<<<<

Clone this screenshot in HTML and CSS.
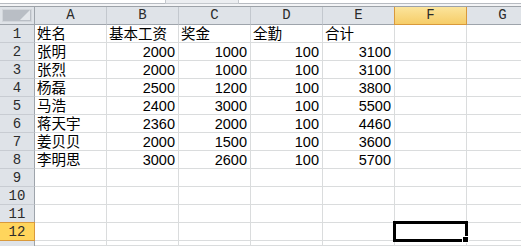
FILE: index.html
```html
<!DOCTYPE html>
<html lang="zh-CN">
<head>
    <meta charset="UTF-8">
    <title>工资表 - Sheet1</title>
    <link rel="stylesheet" href="styles.css">
</head>
<body>

    <!-- Bottom edge of the formula bar -->
    <div class="formula-edge">
        <div class="formula-tab"></div>
    </div>

    <!-- Worksheet grid -->
    <div class="sheet">
        <div class="corner"><span class="corner-tri"></span></div>
        <div class="hd">A</div>
        <div class="hd">B</div>
        <div class="hd">C</div>
        <div class="hd">D</div>
        <div class="hd">E</div>
        <div class="hd active">F</div>
        <div class="hd">G</div>

        <div class="rh">1</div>
        <div class="cell">姓名</div>
        <div class="cell">基本工资</div>
        <div class="cell">奖金</div>
        <div class="cell">全勤</div>
        <div class="cell">合计</div>
        <div class="cell"></div>
        <div class="cell"></div>

        <div class="rh">2</div>
        <div class="cell">张明</div>
        <div class="cell num">2000</div>
        <div class="cell num">1000</div>
        <div class="cell num">100</div>
        <div class="cell num">3100</div>
        <div class="cell"></div>
        <div class="cell"></div>

        <div class="rh">3</div>
        <div class="cell">张烈</div>
        <div class="cell num">2000</div>
        <div class="cell num">1000</div>
        <div class="cell num">100</div>
        <div class="cell num">3100</div>
        <div class="cell"></div>
        <div class="cell"></div>

        <div class="rh">4</div>
        <div class="cell">杨磊</div>
        <div class="cell num">2500</div>
        <div class="cell num">1200</div>
        <div class="cell num">100</div>
        <div class="cell num">3800</div>
        <div class="cell"></div>
        <div class="cell"></div>

        <div class="rh">5</div>
        <div class="cell">马浩</div>
        <div class="cell num">2400</div>
        <div class="cell num">3000</div>
        <div class="cell num">100</div>
        <div class="cell num">5500</div>
        <div class="cell"></div>
        <div class="cell"></div>

        <div class="rh">6</div>
        <div class="cell">蒋天宇</div>
        <div class="cell num">2360</div>
        <div class="cell num">2000</div>
        <div class="cell num">100</div>
        <div class="cell num">4460</div>
        <div class="cell"></div>
        <div class="cell"></div>

        <div class="rh">7</div>
        <div class="cell">姜贝贝</div>
        <div class="cell num">2000</div>
        <div class="cell num">1500</div>
        <div class="cell num">100</div>
        <div class="cell num">3600</div>
        <div class="cell"></div>
        <div class="cell"></div>

        <div class="rh">8</div>
        <div class="cell">李明思</div>
        <div class="cell num">3000</div>
        <div class="cell num">2600</div>
        <div class="cell num">100</div>
        <div class="cell num">5700</div>
        <div class="cell"></div>
        <div class="cell"></div>

        <div class="rh">9</div>
        <div class="cell"></div>
        <div class="cell"></div>
        <div class="cell"></div>
        <div class="cell"></div>
        <div class="cell"></div>
        <div class="cell"></div>
        <div class="cell"></div>

        <div class="rh">10</div>
        <div class="cell"></div>
        <div class="cell"></div>
        <div class="cell"></div>
        <div class="cell"></div>
        <div class="cell"></div>
        <div class="cell"></div>
        <div class="cell"></div>

        <div class="rh">11</div>
        <div class="cell"></div>
        <div class="cell"></div>
        <div class="cell"></div>
        <div class="cell"></div>
        <div class="cell"></div>
        <div class="cell"></div>
        <div class="cell"></div>

        <div class="rh active">12</div>
        <div class="cell"></div>
        <div class="cell"></div>
        <div class="cell"></div>
        <div class="cell"></div>
        <div class="cell"></div>
        <div class="cell selected"><span class="fill-handle"></span></div>
        <div class="cell"></div>

        <div class="rh short"></div>
        <div class="cell"></div>
        <div class="cell"></div>
        <div class="cell"></div>
        <div class="cell"></div>
        <div class="cell"></div>
        <div class="cell"></div>
        <div class="cell"></div>
    </div>

</body>
</html>
```

FILE: styles.css
```css
/* Global Styles */
body {
    margin: 0;
    padding: 0;
    background-color: #ffffff;
    overflow: hidden;
    height: 246px;
    font-family: "Liberation Sans", "Noto Sans CJK SC", sans-serif;
    color: #000;
}

/* Strip left over from the formula bar */
.formula-edge {
    height: 7px;
    box-sizing: border-box;
    border-bottom: 1px solid #9da2a8;
    background-color: #f3f4f6;
    position: relative;
}

.formula-edge::before {
    content: "";
    display: block;
    height: 3px;
    background-color: #ffffff;
    border-bottom: 1px solid #b7bbc1;
}

.formula-tab {
    position: absolute;
    left: 165px;
    top: 0;
    width: 72px;
    height: 3px;
    background-color: #eceef1;
    border: 1px solid #c4c8cd;
    border-top: none;
}

/* Worksheet grid */
.sheet {
    display: grid;
    grid-template-columns: 35px repeat(6, 72px) 72px;
    grid-template-rows: repeat(13, 18px) 5px;
    overflow: hidden;
}

.cell {
    box-sizing: border-box;
    border-right: 1px solid #dadcdd;
    border-bottom: 1px solid #dadcdd;
    font-size: 14.5px;
    line-height: 17px;
    padding: 1px 0 0 2px;
    white-space: nowrap;
    position: relative;
}

.cell.num {
    text-align: right;
    padding-right: 3px;
}

/* Column and row headers */
.corner,
.hd,
.rh {
    box-sizing: border-box;
    background-color: #dfe3e8;
    color: #2b2b2b;
    font-family: "Liberation Mono", "DejaVu Sans Mono", monospace;
    font-size: 14px;
    text-align: center;
}

.hd {
    line-height: 17px;
    border-right: 1px solid #c3c8ce;
    border-bottom: 1px solid #9ea4ab;
}

.rh {
    line-height: 18px;
    border-right: 1px solid #9ea4ab;
    border-bottom: 1px solid #c8ccd2;
}

.rh.short {
    border-bottom: none;
}

.corner {
    border-right: 1px solid #9ea4ab;
    border-bottom: 1px solid #9ea4ab;
    padding: 2px;
}

.corner-tri {
    display: block;
    height: 100%;
    box-sizing: border-box;
    background-color: #b9bec5;
    border: 1px solid #d2d6db;
    position: relative;
}

.corner-tri::after {
    content: "";
    position: absolute;
    right: 1px;
    bottom: 1px;
    border-left: 10px solid transparent;
    border-bottom: 10px solid #e4e7eb;
}

/* Highlight for the active column / row */
.hd.active {
    background: linear-gradient(#fbe49c, #f6cd68);
    border: 1px solid #d9993b;
    border-top: none;
    margin-left: -1px;
}

.rh.active {
    background-color: #ffd55c;
    border: 1px solid #d9993b;
    border-left: none;
    margin-top: -1px;
    height: 19px;
}

/* Active cell F12 */
.selected {
    z-index: 2;
}

.selected::after {
    content: "";
    position: absolute;
    left: -2px;
    top: -2px;
    width: 75px;
    height: 21px;
    box-sizing: border-box;
    border: 3px solid #000;
}

.fill-handle {
    position: absolute;
    right: -3px;
    bottom: -3px;
    width: 5px;
    height: 5px;
    background-color: #000;
    border: 1px solid #fff;
    z-index: 3;
}
```
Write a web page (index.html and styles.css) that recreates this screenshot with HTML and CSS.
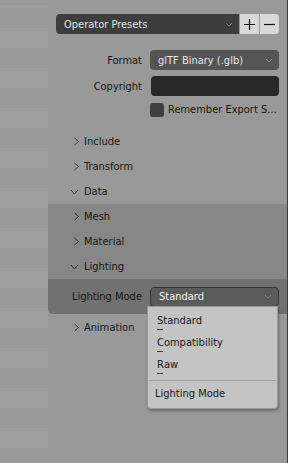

>>>>

THE PROBLEM — Locate each line with the word "this" and copy it.

THE ANSWER —
Clone this screenshot in HTML and CSS.
Write a web page (index.html and styles.css) that recreates this screenshot with HTML and CSS.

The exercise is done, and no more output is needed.